MEG 2: THE TRENCH (**): Water-logged shark sequel starts off fine and concludes with a reasonably fun 20 minute finale — but everything inbetween is a dull, lifelessly directed affair.
Jason Statham and about half the original cast — plus their writers — return for another go-around though not, tellingly, director Jon Turtletaub, who’s replaced here — ineffectively — by British indie horror auteur Ben Wheatley. Wheatley struggles to get any tension going during the movie’s endless mid-section in “The Trench” where Statham and friends run afoul of an evil corporation mining for precious materials along the bottom of the dangerous ocean floor — in fact, it’s so bland the actors look like they’re wandering through sets and delivering lines with the least amount of energy possible given their supposedly dire circumstances. The dark sets, unexciting creatures, and lack of suspense might even make you feel like you’re watching a rerun of “Leviathan” — only not as good (is that even possible?).

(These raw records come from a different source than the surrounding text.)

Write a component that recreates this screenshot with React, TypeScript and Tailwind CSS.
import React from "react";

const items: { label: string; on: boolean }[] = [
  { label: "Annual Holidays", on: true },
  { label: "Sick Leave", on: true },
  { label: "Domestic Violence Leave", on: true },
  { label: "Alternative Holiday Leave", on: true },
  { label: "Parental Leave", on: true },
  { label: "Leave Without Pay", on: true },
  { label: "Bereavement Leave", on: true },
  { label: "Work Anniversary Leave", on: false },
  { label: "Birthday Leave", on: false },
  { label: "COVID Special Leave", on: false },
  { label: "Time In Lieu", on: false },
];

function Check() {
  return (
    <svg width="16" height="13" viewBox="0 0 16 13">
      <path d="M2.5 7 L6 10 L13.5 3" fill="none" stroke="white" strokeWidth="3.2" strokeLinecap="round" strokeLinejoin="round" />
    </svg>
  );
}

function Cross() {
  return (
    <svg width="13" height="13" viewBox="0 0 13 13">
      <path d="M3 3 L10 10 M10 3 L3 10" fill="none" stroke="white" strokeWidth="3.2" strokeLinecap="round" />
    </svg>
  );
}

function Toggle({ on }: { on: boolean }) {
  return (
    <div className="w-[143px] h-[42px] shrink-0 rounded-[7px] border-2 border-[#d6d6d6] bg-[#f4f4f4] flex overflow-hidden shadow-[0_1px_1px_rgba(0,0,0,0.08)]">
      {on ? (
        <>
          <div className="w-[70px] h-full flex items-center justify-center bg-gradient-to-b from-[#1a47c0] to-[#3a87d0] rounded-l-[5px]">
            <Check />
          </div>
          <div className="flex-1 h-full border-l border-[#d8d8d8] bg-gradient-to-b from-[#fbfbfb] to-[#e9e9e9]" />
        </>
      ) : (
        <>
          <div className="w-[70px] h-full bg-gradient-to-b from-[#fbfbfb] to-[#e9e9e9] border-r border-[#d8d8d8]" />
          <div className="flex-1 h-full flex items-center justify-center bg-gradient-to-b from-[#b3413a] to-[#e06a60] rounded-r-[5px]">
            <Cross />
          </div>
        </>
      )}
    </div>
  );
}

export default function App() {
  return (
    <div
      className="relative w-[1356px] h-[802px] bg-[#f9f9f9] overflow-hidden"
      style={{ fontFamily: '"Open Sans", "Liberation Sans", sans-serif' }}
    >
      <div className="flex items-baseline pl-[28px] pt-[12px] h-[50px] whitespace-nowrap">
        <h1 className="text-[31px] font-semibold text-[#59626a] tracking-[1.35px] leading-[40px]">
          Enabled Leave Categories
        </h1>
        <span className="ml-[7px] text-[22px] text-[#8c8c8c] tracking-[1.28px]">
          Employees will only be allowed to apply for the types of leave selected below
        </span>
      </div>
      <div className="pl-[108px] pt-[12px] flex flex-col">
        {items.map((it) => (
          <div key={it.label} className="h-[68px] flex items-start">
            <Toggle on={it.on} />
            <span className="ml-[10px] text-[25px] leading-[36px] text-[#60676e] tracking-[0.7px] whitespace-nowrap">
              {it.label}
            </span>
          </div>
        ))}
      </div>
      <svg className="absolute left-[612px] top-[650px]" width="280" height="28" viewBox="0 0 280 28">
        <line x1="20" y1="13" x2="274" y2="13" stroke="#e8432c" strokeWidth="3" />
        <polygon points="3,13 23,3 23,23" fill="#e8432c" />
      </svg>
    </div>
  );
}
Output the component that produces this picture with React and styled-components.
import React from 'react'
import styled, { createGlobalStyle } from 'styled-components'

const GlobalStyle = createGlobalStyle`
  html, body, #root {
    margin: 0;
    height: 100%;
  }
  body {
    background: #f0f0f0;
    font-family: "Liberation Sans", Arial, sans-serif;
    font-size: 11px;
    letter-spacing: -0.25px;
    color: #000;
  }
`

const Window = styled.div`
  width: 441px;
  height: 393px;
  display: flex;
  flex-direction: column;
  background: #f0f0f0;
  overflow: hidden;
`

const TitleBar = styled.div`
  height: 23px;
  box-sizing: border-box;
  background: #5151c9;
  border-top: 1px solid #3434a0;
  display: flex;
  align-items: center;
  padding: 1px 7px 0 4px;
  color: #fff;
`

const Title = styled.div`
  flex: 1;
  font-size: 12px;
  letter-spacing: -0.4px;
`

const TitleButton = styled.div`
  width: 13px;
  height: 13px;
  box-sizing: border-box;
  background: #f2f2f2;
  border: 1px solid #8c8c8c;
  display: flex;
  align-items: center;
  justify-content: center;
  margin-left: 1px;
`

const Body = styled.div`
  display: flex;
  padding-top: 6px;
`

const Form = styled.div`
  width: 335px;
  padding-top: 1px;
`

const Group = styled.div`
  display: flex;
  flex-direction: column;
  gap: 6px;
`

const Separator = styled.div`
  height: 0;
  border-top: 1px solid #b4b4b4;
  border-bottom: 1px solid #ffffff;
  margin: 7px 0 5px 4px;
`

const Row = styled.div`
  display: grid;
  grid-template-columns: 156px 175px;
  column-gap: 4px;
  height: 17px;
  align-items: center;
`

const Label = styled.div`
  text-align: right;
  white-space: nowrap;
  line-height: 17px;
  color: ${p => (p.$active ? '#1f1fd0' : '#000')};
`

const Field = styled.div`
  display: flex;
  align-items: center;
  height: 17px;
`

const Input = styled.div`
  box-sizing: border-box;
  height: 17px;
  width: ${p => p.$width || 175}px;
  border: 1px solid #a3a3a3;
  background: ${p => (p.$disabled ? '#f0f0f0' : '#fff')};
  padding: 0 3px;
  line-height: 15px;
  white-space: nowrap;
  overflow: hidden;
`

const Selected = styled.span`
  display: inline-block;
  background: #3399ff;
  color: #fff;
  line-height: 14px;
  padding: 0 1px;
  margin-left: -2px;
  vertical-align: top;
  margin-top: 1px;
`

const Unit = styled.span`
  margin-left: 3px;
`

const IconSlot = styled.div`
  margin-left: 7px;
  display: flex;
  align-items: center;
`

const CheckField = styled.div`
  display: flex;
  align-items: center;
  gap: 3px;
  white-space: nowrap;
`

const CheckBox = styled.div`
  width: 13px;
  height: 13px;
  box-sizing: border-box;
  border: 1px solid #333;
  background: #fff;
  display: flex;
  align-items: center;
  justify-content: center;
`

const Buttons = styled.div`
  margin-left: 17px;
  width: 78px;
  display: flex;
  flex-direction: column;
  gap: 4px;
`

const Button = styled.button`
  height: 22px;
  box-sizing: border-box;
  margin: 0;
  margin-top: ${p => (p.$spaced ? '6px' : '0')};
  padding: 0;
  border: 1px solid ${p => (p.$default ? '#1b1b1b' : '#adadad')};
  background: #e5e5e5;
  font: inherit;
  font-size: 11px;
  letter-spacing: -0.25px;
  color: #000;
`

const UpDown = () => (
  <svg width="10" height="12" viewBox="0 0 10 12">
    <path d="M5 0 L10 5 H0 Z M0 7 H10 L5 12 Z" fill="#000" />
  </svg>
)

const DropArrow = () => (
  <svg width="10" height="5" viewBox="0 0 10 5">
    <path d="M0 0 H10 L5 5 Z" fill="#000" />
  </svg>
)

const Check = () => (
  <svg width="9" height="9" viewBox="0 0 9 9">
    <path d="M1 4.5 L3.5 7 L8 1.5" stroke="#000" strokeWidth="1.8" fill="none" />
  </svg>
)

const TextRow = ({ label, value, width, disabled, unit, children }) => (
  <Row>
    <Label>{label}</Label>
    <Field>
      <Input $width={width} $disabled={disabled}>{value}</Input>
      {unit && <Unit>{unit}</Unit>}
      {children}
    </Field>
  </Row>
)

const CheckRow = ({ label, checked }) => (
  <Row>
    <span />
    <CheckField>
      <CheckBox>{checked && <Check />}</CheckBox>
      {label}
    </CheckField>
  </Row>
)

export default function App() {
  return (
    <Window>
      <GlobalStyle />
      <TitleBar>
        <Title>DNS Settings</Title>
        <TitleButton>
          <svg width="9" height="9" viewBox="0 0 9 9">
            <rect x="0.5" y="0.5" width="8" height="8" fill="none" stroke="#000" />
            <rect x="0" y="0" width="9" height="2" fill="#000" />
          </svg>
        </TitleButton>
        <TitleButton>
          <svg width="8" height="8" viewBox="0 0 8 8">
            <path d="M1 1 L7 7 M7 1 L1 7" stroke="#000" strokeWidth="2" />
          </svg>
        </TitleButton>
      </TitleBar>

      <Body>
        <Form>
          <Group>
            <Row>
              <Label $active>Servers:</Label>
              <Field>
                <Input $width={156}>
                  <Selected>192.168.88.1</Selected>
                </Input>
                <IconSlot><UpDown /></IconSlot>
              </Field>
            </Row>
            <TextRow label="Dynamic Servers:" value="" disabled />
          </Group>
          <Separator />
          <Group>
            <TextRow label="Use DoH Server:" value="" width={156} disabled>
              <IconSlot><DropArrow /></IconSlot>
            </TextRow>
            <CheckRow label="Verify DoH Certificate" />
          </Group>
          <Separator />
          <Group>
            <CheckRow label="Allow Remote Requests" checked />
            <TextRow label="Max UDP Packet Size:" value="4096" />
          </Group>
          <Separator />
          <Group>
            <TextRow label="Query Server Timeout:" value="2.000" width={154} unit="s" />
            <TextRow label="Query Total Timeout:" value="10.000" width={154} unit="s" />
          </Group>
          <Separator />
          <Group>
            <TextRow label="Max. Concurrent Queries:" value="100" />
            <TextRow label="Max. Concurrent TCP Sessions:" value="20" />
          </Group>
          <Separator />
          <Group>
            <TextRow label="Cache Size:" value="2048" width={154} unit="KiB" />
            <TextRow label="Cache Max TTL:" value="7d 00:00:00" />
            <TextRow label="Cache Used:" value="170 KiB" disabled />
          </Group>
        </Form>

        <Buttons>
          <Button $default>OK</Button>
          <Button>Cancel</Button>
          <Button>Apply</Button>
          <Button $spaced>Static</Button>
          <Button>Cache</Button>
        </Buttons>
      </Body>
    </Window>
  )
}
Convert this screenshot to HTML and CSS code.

Once things return to the surface, the movie reasonably recycles the effects-filled conclusion of its predecessor with a few additional prehistoric beasties on land as the tourist-saturated “Fun Island” is besieged by multiple “Megs” — finally delivering the absurd action fans expect (and there are a couple of fun homages to “Jaws 2”), but it’s all too long in coming to offset the tedium that came before. It also leads you to wonder — why not just set this sequel completely there to begin with? Why not have fun with the premise and have Statham be running the resort or something absurd along those lines? “Meg 2” shows so little ingenuity and cinematic energy that it comes off as nearly a contractual obligation for all involved — a sequel almost completely without bite.